Given task:
Return the material word for word. Do not include the pictures.

Collected data:

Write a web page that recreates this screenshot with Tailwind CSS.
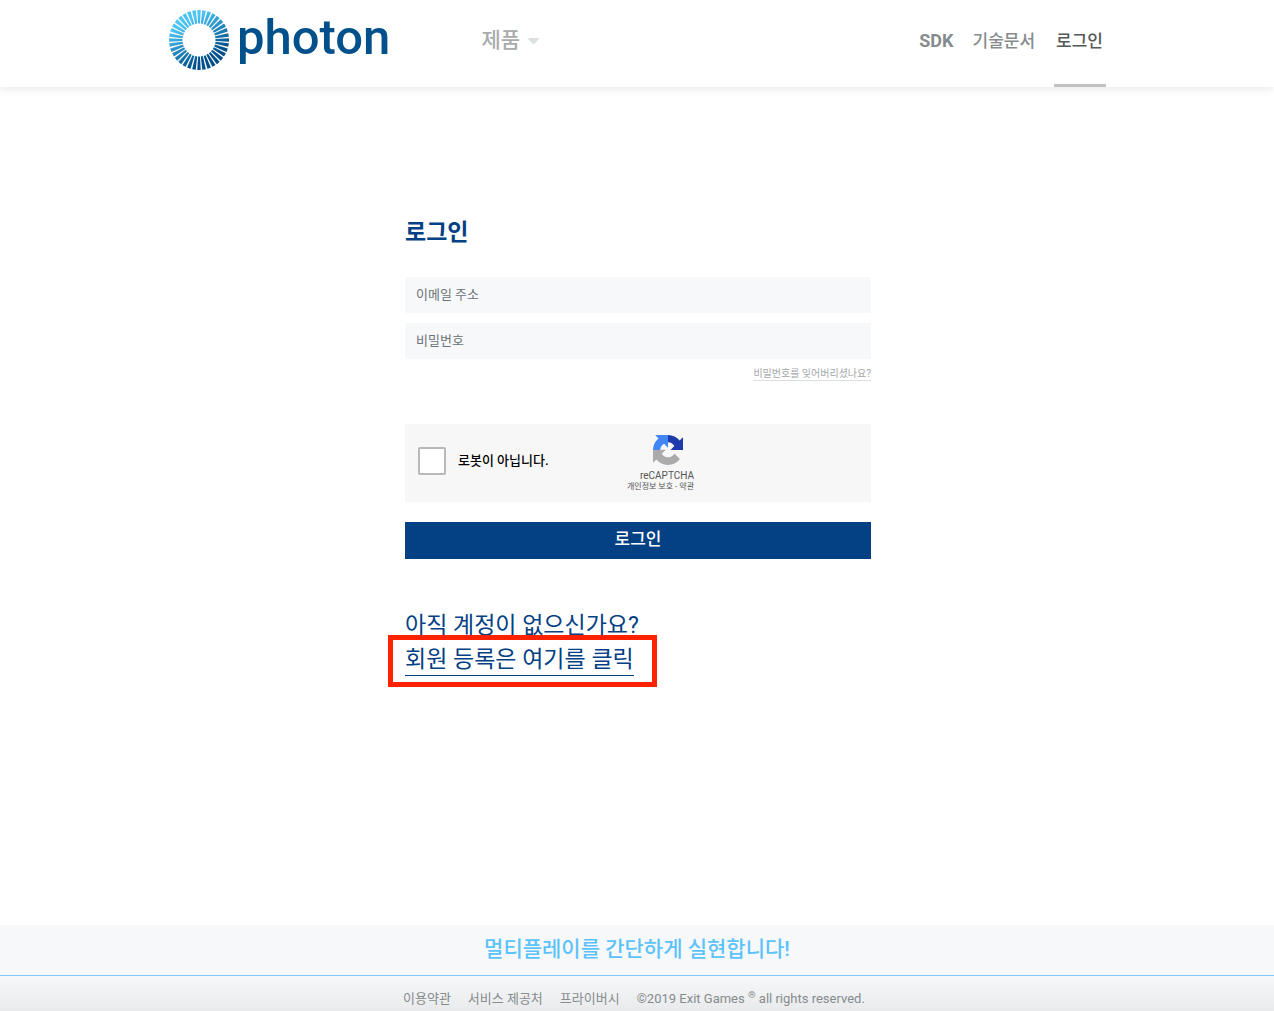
<!DOCTYPE html>
<html lang="ko">
<head>
    <meta charset="UTF-8">
    <meta name="viewport" content="width=device-width, initial-scale=1.0">
    <title>Photon 로그인</title>
    <script src="https://cdn.jsdelivr.net/npm/@tailwindcss/browser@4"></script>
</head>
<body class="flex min-h-screen flex-col bg-white font-['Roboto','Noto_Sans_CJK_KR',sans-serif] text-[#868c8e]">
    <header class="h-[87px] shadow-[0_2px_8px_rgba(0,0,0,0.09)]">
        <div class="mx-auto flex h-full max-w-[938px] items-center justify-between">
            <div class="flex h-full items-center pb-[7px]">
                <a href="#" class="flex items-center gap-[7px] text-[#00508b]">
                    <svg class="size-[62px]" viewBox="0 0 62 62" fill="none">
                        <defs>
                            <linearGradient id="ring" gradientUnits="userSpaceOnUse" x1="14" y1="6" x2="44" y2="56">
                                <stop offset="0.15" stop-color="#4cc4f4"/>
                                <stop offset="0.85" stop-color="#00508b"/>
                            </linearGradient>
                        </defs>
                        <circle cx="31" cy="31" r="23.25" stroke="url(#ring)" stroke-width="13.5" pathLength="360" stroke-dasharray="7 3" stroke-dashoffset="3.5"/>
                    </svg>
                    <span class="pb-[5px] text-[49px] leading-[57px] font-medium">photon</span>
                </a>
                <a href="#" class="ml-[91px] flex items-center gap-2 pt-[2px] text-[21px] font-medium text-[#a9abac]">제품
                    <svg class="h-[6px] w-[11px]" viewBox="0 0 11 6" fill="#dcdfe0"><path d="M1 0h9q1.500 .5 .5 1.500L6.500 5.500q-1 1-2 0L.5 1.500Q-.5 .5 1 0z"/></svg>
                </a>
            </div>
            <nav class="flex h-full gap-[19px] text-[17px] leading-[82px] font-medium">
                <a href="#" class="text-[18px] font-bold">SDK</a>
                <a href="#">기술문서</a>
                <a href="#" class="border-b-[3px] border-[#c2c2c2] pr-[3px] pl-[2px] text-[#555859]">로그인</a>
            </nav>
        </div>
    </header>

    <main class="mx-auto w-full max-w-[468px] flex-1 pt-32 pl-[2px] text-[#044084]">
        <h1 class="text-[23px] leading-9 font-bold">로그인</h1>
        <form class="mt-[26px]">
            <input type="email" aria-label="이메일 주소" placeholder="이메일 주소" class="block h-9 w-full bg-[#f7f8fa] px-[11px] pb-[2px] text-[13px] placeholder:text-[#6c7377]">
            <input type="password" aria-label="비밀번호" placeholder="비밀번호" class="mt-[10px] block h-9 w-full bg-[#f7f8fa] px-[11px] pb-[2px] text-[13px] placeholder:text-[#6c7377]">
            <div class="mt-2 flex justify-end">
                <a href="#" class="border-b border-[#dcdfe0] text-[10px] leading-[13px] text-[#a3a7a9]">비밀번호를 잊어버리셨나요?</a>
            </div>
            <div class="mt-[43px] flex h-[78px] items-center bg-[#f7f7f7] pl-[13px]">
                <label class="flex w-[212px] items-center gap-3 pb-1 text-[13px] font-medium text-black">
                    <input type="checkbox" class="size-7 appearance-none rounded-[2px] border-2 border-[#b9b9b9] bg-white">
                    로봇이 아닙니다.
                </label>
                <div class="flex w-16 flex-col items-end text-[#555]">
                    <svg class="mr-[11px] mb-1 size-[30px]" viewBox="0 0 64 64">
                        <path fill="#1c3aa9" d="M64 31.955l-.016-1.370V4.687l-7.160 7.160C50.965 4.674 42.033.093 32.050.093v15.450a15.800 15.800 0 0 1 13.580 8.020l-8.390 8.390z"/>
                        <path fill="#4285f4" d="M32 .094H4.600l7.160 7.160C4.589 13.115.009 22.050.009 32.030h15.450a15.800 15.800 0 0 1 8.020-13.580L32 27z"/>
                        <path fill="#ababab" d="M.001 32.045v27.260l7.160-7.160c5.870 7.180 14.790 11.760 24.790 11.760 10.380 0 19.630-4.920 25.480-12.560L45.690 39.500a15.700 15.700 0 0 1-4.760 5.350c-1.980 1.550-4.780 2.810-8.660 2.810-.47 0-.83-.06-1.100-.16a15.700 15.700 0 0 1-12.380-7.570l8.290-8.290z"/>
                    </svg>
                    <span class="text-[10px] leading-[13px]">reCAPTCHA</span>
                    <span class="text-[8px] leading-[10px] whitespace-nowrap"><a href="#">개인정보 보호</a> - <a href="#">약관</a></span>
                </div>
            </div>
            <button type="submit" class="mt-5 block h-[37px] w-full bg-[#044084] pb-[2px] text-[17px] font-medium text-white">로그인</button>
        </form>
        <div class="mt-[50px] text-[23px] leading-[34px]">
            <p>아직 계정이 없으신가요?</p>
            <p class="relative">
                <a href="#" class="inline-block border-b border-[#044084] leading-[30px]">회원 등록은 여기를 클릭</a>
                <span class="pointer-events-none absolute -top-2 -left-[17px] h-[52px] w-[269px] border-[5px] border-[#ff2200]"></span>
            </p>
        </div>
    </main>

    <footer class="bg-[#f7f8fa]">
        <p class="border-b border-[#82caf5] pb-[2px] text-center text-[21px] leading-[48px] font-medium text-[#5cc3fa]">멀티플레이를 간단하게 실현합니다!</p>
        <div class="bg-linear-to-b from-[#f7f8fa] to-[#e9eaec]">
            <div class="mx-auto flex h-[35px] max-w-[468px] items-center gap-[17px] pt-[10px] text-[13px]">
                <a href="#">이용약관</a>
                <a href="#">서비스 제공처</a>
                <a href="#">프라이버시</a>
                <span>©2019 Exit Games <sup>®</sup> all rights reserved.</span>
            </div>
        </div>
    </footer>
</body>
</html>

Solution:
Write a web page that recreates this screenshot with Tailwind CSS.
<!DOCTYPE html>
<html lang="ko">
<head>
    <meta charset="UTF-8">
    <meta name="viewport" content="width=device-width, initial-scale=1.0">
    <title>Photon 로그인</title>
    <script src="https://cdn.jsdelivr.net/npm/@tailwindcss/browser@4"></script>
</head>
<body class="flex min-h-screen flex-col bg-white font-['Roboto','Noto_Sans_CJK_KR',sans-serif] text-[#868c8e]">
    <header class="h-[87px] shadow-[0_2px_8px_rgba(0,0,0,0.09)]">
        <div class="mx-auto flex h-full max-w-[938px] items-center justify-between">
            <div class="flex h-full items-center pb-[7px]">
                <a href="#" class="flex items-center gap-[7px] text-[#00508b]">
                    <svg class="size-[62px]" viewBox="0 0 62 62" fill="none">
                        <defs>
                            <linearGradient id="ring" gradientUnits="userSpaceOnUse" x1="14" y1="6" x2="44" y2="56">
                                <stop offset="0.15" stop-color="#4cc4f4"/>
                                <stop offset="0.85" stop-color="#00508b"/>
                            </linearGradient>
                        </defs>
                        <circle cx="31" cy="31" r="23.25" stroke="url(#ring)" stroke-width="13.5" pathLength="360" stroke-dasharray="7 3" stroke-dashoffset="3.5"/>
                    </svg>
                    <span class="pb-[5px] text-[49px] leading-[57px] font-medium">photon</span>
                </a>
                <a href="#" class="ml-[91px] flex items-center gap-2 pt-[2px] text-[21px] font-medium text-[#a9abac]">제품
                    <svg class="h-[6px] w-[11px]" viewBox="0 0 11 6" fill="#dcdfe0"><path d="M1 0h9q1.500 .5 .5 1.500L6.500 5.500q-1 1-2 0L.5 1.500Q-.5 .5 1 0z"/></svg>
                </a>
            </div>
            <nav class="flex h-full gap-[19px] text-[17px] leading-[82px] font-medium">
                <a href="#" class="text-[18px] font-bold">SDK</a>
                <a href="#">기술문서</a>
                <a href="#" class="border-b-[3px] border-[#c2c2c2] pr-[3px] pl-[2px] text-[#555859]">로그인</a>
            </nav>
        </div>
    </header>

    <main class="mx-auto w-full max-w-[468px] flex-1 pt-32 pl-[2px] text-[#044084]">
        <h1 class="text-[23px] leading-9 font-bold">로그인</h1>
        <form class="mt-[26px]">
            <input type="email" aria-label="이메일 주소" placeholder="이메일 주소" class="block h-9 w-full bg-[#f7f8fa] px-[11px] pb-[2px] text-[13px] placeholder:text-[#6c7377]">
            <input type="password" aria-label="비밀번호" placeholder="비밀번호" class="mt-[10px] block h-9 w-full bg-[#f7f8fa] px-[11px] pb-[2px] text-[13px] placeholder:text-[#6c7377]">
            <div class="mt-2 flex justify-end">
                <a href="#" class="border-b border-[#dcdfe0] text-[10px] leading-[13px] text-[#a3a7a9]">비밀번호를 잊어버리셨나요?</a>
            </div>
            <div class="mt-[43px] flex h-[78px] items-center bg-[#f7f7f7] pl-[13px]">
                <label class="flex w-[212px] items-center gap-3 pb-1 text-[13px] font-medium text-black">
                    <input type="checkbox" class="size-7 appearance-none rounded-[2px] border-2 border-[#b9b9b9] bg-white">
                    로봇이 아닙니다.
                </label>
                <div class="flex w-16 flex-col items-end text-[#555]">
                    <svg class="mr-[11px] mb-1 size-[30px]" viewBox="0 0 64 64">
                        <path fill="#1c3aa9" d="M64 31.955l-.016-1.370V4.687l-7.160 7.160C50.965 4.674 42.033.093 32.050.093v15.450a15.800 15.800 0 0 1 13.580 8.020l-8.390 8.390z"/>
                        <path fill="#4285f4" d="M32 .094H4.600l7.160 7.160C4.589 13.115.009 22.050.009 32.030h15.450a15.800 15.800 0 0 1 8.020-13.580L32 27z"/>
                        <path fill="#ababab" d="M.001 32.045v27.260l7.160-7.160c5.870 7.180 14.790 11.760 24.790 11.760 10.380 0 19.630-4.920 25.480-12.560L45.690 39.500a15.700 15.700 0 0 1-4.760 5.350c-1.980 1.550-4.780 2.810-8.660 2.810-.47 0-.83-.06-1.100-.16a15.700 15.700 0 0 1-12.380-7.570l8.290-8.290z"/>
                    </svg>
                    <span class="text-[10px] leading-[13px]">reCAPTCHA</span>
                    <span class="text-[8px] leading-[10px] whitespace-nowrap"><a href="#">개인정보 보호</a> - <a href="#">약관</a></span>
                </div>
            </div>
            <button type="submit" class="mt-5 block h-[37px] w-full bg-[#044084] pb-[2px] text-[17px] font-medium text-white">로그인</button>
        </form>
        <div class="mt-[50px] text-[23px] leading-[34px]">
            <p>아직 계정이 없으신가요?</p>
            <p class="relative">
                <a href="#" class="inline-block border-b border-[#044084] leading-[30px]">회원 등록은 여기를 클릭</a>
                <span class="pointer-events-none absolute -top-2 -left-[17px] h-[52px] w-[269px] border-[5px] border-[#ff2200]"></span>
            </p>
        </div>
    </main>

    <footer class="bg-[#f7f8fa]">
        <p class="border-b border-[#82caf5] pb-[2px] text-center text-[21px] leading-[48px] font-medium text-[#5cc3fa]">멀티플레이를 간단하게 실현합니다!</p>
        <div class="bg-linear-to-b from-[#f7f8fa] to-[#e9eaec]">
            <div class="mx-auto flex h-[35px] max-w-[468px] items-center gap-[17px] pt-[10px] text-[13px]">
                <a href="#">이용약관</a>
                <a href="#">서비스 제공처</a>
                <a href="#">프라이버시</a>
                <span>©2019 Exit Games <sup>®</sup> all rights reserved.</span>
            </div>
        </div>
    </footer>
</body>
</html>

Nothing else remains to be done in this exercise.